The French, though, seem to have a residual faith in the benefits of compulsory martial subjugation. France was the first European country to bring in universal conscription as a condition of citizenship and one of the last to abolish it. A poll last month for the Journal du Dimanche
found that 75% of French adults were in favour of obligatory SNU, 41% utterly and 34% mostly. Support was solid across the genders (at 77% of men, 74% of women) and generations (astonishingly, 68% of 18-24 year olds supported compulsion).
Yet the momentum is not quite all one way. Some, though fewer than one might suppose, say the whole thing is simply wrong in principle. The unions for school and college students, who have shown themselves formidable agitators in the pensions strife, argue that national service is about herding the young together to obey orders ('increase the cohesion of the state' is the official formulation). Others, including some prominent academics, see the concept as anachronistic in an age of technocratic soldiering.

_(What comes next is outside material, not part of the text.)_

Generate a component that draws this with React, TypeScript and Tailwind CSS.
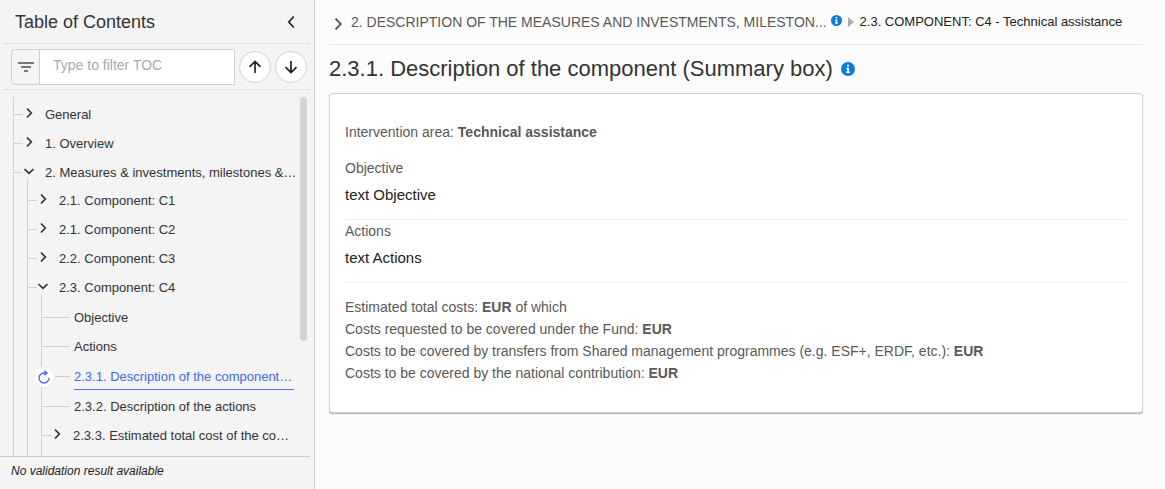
import { useState } from 'react';
import clsx from 'clsx';

interface TocNode {
  id: string;
  label: string;
  expandable?: boolean;
  children?: TocNode[];
}

const TOC: TocNode[] = [
  { id: 'general', label: 'General', expandable: true },
  { id: 'overview', label: '1. Overview', expandable: true },
  {
    id: 'measures',
    label: '2. Measures & investments, milestones &…',
    expandable: true,
    children: [
      { id: 'c1', label: '2.1. Component: C1', expandable: true },
      { id: 'c2', label: '2.1. Component: C2', expandable: true },
      { id: 'c3', label: '2.2. Component: C3', expandable: true },
      {
        id: 'c4',
        label: '2.3. Component: C4',
        expandable: true,
        children: [
          { id: 'objective', label: 'Objective' },
          { id: 'actions', label: 'Actions' },
          { id: 'summary', label: '2.3.1. Description of the component…' },
          { id: 'desc-actions', label: '2.3.2. Description of the actions' },
          { id: 'total-cost', label: '2.3.3. Estimated total cost of the co…', expandable: true },
        ],
      },
    ],
  },
];

function Chevron({ className }: { className?: string }) {
  return (
    <svg viewBox="0 0 12 12" className={clsx('size-3 fill-none stroke-[#333] stroke-[1.7]', className)}>
      <path d="M4 1.5 8.3 6 4 10.5" />
    </svg>
  );
}

function InfoIcon({ className }: { className: string }) {
  return (
    <svg viewBox="0 0 14 14" className={clsx('shrink-0', className)}>
      <circle cx="7" cy="7" r="7" fill="#0a7bdc" />
      <path d="M6 2.7h2v1.8H6zM5.2 5.7H8v3.9h.9V11H5.2V9.6H6V7.1h-.8z" fill="#fff" />
    </svg>
  );
}

function ReloadIcon() {
  return (
    <svg viewBox="0 0 14 14" className="size-[14px] fill-none stroke-[#4169e1] stroke-[1.3]">
      <path d="M9.3 3H7a5 5 0 1 0 5 5" />
      <path d="M7.4.7 10 3 7.4 5.3" />
    </svg>
  );
}

interface TocListProps {
  nodes: TocNode[];
  level: number;
  selected: string;
  onSelect: (id: string) => void;
}

function TocList({ nodes, level, selected, onSelect }: TocListProps) {
  const [closed, setClosed] = useState<Record<string, boolean>>({});

  return (
    <ul
      className={clsx(
        'ml-[13px] border-l border-[#d0d0d0]',
        level === 0 && 'pt-[3px]',
        level === 1 && '-mt-2 pt-[7px]',
        level === 2 && '-mt-[7px] pt-2 pb-2',
      )}
    >
      {nodes.map((node) => {
        const active = node.id === selected;
        const open = !!node.children && !closed[node.id];
        return (
          <li key={node.id}>
            <div className={clsx('relative flex items-center', active ? 'h-[31px]' : 'h-[29px]')}>
              {/* Connector */}
              <span className={clsx('h-px shrink-0 bg-[#d0d0d0]', node.expandable ? 'w-[9px]' : 'w-7')} />
              {node.expandable && (
                <button
                  aria-label={`Toggle ${node.label}`}
                  onClick={() => setClosed((prev) => ({ ...prev, [node.id]: open }))}
                  className="mb-1 shrink-0 cursor-pointer"
                >
                  <Chevron className={open ? 'rotate-90' : undefined} />
                </button>
              )}
              {active && (
                <span className="absolute -left-[9px] flex size-[22px] items-center justify-center rounded-full border border-[#ececec] bg-white">
                  <ReloadIcon />
                </span>
              )}
              <a
                href={`#${node.id}`}
                onClick={() => onSelect(node.id)}
                className={clsx(
                  'min-w-0 truncate text-[13px] leading-[25px]',
                  node.expandable ? 'ml-[10px]' : 'ml-1',
                  active ? 'mr-1 flex-1 border-b border-b-[#4a78e8] text-[#4169e1]' : 'text-[#333]',
                )}
              >
                {node.label}
              </a>
            </div>
            {open && node.children && (
              <TocList nodes={node.children} level={level + 1} selected={selected} onSelect={onSelect} />
            )}
          </li>
        );
      })}
    </ul>
  );
}

const ROUND_BUTTON =
  'flex size-8 shrink-0 cursor-pointer items-center justify-center rounded-full border border-[#d4d4d4] bg-white';

function Sidebar() {
  const [selected, setSelected] = useState('summary');

  return (
    <aside className="flex w-[315px] shrink-0 flex-col border-r border-[#d4d4d4] bg-[#f4f4f4] pr-1">
      <div className="ml-1 flex h-11 items-center justify-between border-b border-dotted border-[#d0d0d0] pr-3 pl-[11px]">
        <h2 className="text-lg text-[#333]">Table of Contents</h2>
        <button aria-label="Collapse" className="cursor-pointer">
          <svg viewBox="0 0 14 14" className="size-[14px] fill-none stroke-[#222] stroke-[1.7]">
            <path d="M9.8 1.5 4.8 7l5 5.5" />
          </svg>
        </button>
      </div>

      {/* Filter */}
      <div className="ml-1 flex h-[46px] items-center gap-1 border-b border-dotted border-[#d0d0d0] pr-[3px] pl-[7px]">
        <label className="flex h-9 min-w-0 flex-1 rounded-l-sm border border-[#d0d0d0]">
          <span className="flex w-7 items-center justify-center border-r border-[#d0d0d0]">
            <svg viewBox="0 0 16 10" className="h-[10px] w-4 stroke-[#777] stroke-2">
              <path d="M0 1h16M3 5h10M6 9h4" />
            </svg>
          </span>
          <input
            type="text"
            aria-label="Filter table of contents"
            placeholder="Type to filter TOC"
            className="min-w-0 flex-1 bg-white px-[13px] pb-1 text-sm text-[#333] outline-none placeholder:text-[#aaa]"
          />
        </label>
        <button aria-label="Previous" className={ROUND_BUTTON}>
          <svg viewBox="0 0 14 14" className="size-[14px] fill-none stroke-[#222] stroke-[1.7]">
            <path d="M7 13V1.5M1.5 6.8 7 1.4l5.5 5.4" />
          </svg>
        </button>
        <button aria-label="Next" className={ROUND_BUTTON}>
          <svg viewBox="0 0 14 14" className="size-[14px] fill-none stroke-[#222] stroke-[1.7]">
            <path d="M7 1v11.5M1.5 7.2 7 12.6l5.5-5.4" />
          </svg>
        </button>
      </div>

      {/* Tree */}
      <div className="flex min-h-0 flex-1 gap-[2px] pt-[7px] pr-[3px]">
        <nav className="min-w-0 flex-1 overflow-y-auto [scrollbar-width:none]">
          <TocList nodes={TOC} level={0} selected={selected} onSelect={setSelected} />
        </nav>
        <div className="h-[68%] w-[7px] rounded-full bg-[#d4d4d4]" />
      </div>

      <div className="h-[33px] border-t border-[#d0d0d0] pt-[5px] pl-[11px] text-xs leading-[18px] text-[#222] italic">
        No validation result available
      </div>
    </aside>
  );
}

interface Cost {
  label: string;
  suffix?: string;
}

const COSTS: Cost[] = [
  { label: 'Estimated total costs:', suffix: 'of which' },
  { label: 'Costs requested to be covered under the Fund:' },
  { label: 'Costs to be covered by transfers from Shared management programmes (e.g. ESF+, ERDF, etc.):' },
  { label: 'Costs to be covered by the national contribution:' },
];

function Field({ label, value }: { label: string; value: string }) {
  return (
    <div className="border-b border-[#f0f0f0] pb-3">
      <dt className="leading-[22px] text-[#595959]">{label}</dt>
      <dd className="pt-1 text-[15px] leading-6 text-[#222]">{value}</dd>
    </div>
  );
}

export default function App() {
  return (
    <div className="flex h-screen bg-[#fcfcfc] font-['Liberation_Sans',Arial,sans-serif] text-sm">
      <Sidebar />

      <main className="min-w-0 flex-1 overflow-y-auto border-r border-[#d4d4d4] pr-[22px] pl-[14px]">
        <nav className="flex h-[45px] items-center border-b border-[#e6e6e6] whitespace-nowrap">
          <svg viewBox="0 0 12 12" className="mt-1 ml-[3px] size-3 shrink-0 fill-none stroke-[#444] stroke-[1.7]">
            <path d="M3.5.7 8.7 6l-5.2 5.3" />
          </svg>
          <a href="#measures" className="ml-[7px] text-[#595959]">
            2. DESCRIPTION OF THE MEASURES AND INVESTMENTS, MILESTON...
          </a>
          <InfoIcon className="mb-[3px] ml-1 size-[11px]" />
          <svg viewBox="0 0 6 10" className="ml-[6px] h-[10px] w-[6px] shrink-0 fill-[#aaa]">
            <path d="M0 0l6 5-6 5z" />
          </svg>
          <a href="#c4" className="ml-[6px] text-[13px] text-[#222]">
            2.3. COMPONENT: C4 - Technical assistance
          </a>
        </nav>

        <h1 className="flex h-12 items-center gap-2 text-[22px] text-[#333]">
          2.3.1. Description of the component (Summary box)
          <InfoIcon className="size-[14px]" />
        </h1>

        <section className="rounded-[3px] border border-[#d0d0d0] bg-white px-[15px] pt-[27px] pb-7 shadow-[0_1px_1px_rgba(0,0,0,0.3)]">
          <p className="pb-[14px] leading-[22px] text-[#595959]">
            Intervention area: <b>Technical assistance</b>
          </p>
          <dl>
            <Field label="Objective" value="text Objective" />
            <Field label="Actions" value="text Actions" />
          </dl>
          <ul className="pt-[13px] leading-[22px] text-[#595959]">
            {COSTS.map((cost) => (
              <li key={cost.label}>
                {cost.label} <b>EUR</b> {cost.suffix}
              </li>
            ))}
          </ul>
        </section>
      </main>
    </div>
  );
}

There are also grounds to think that compulsion is only on the agenda because the voluntary response has been disappointing. Only 32,000 teenagers took up the voluntary SNU option last year, a third of them the children of parents who already wear uniforms. Compulsion, if applied nationally, would boost numbers beyond 800,000. How this could be afforded is unclear. In countries that have had national service, the strongest opposition traditionally comes from the regular military, who reckon there are better uses for their professional skills and scant resources than showing resentful adolescents which way round to hold a gun.
The French enthusiasm for bringing back national service remains baffling to me, frankly. All the same, I do draw comfort from the knowledge that, at least for the foreseeable future, this particular 'orrible little man will not be expected to fall in… or, more likely, over.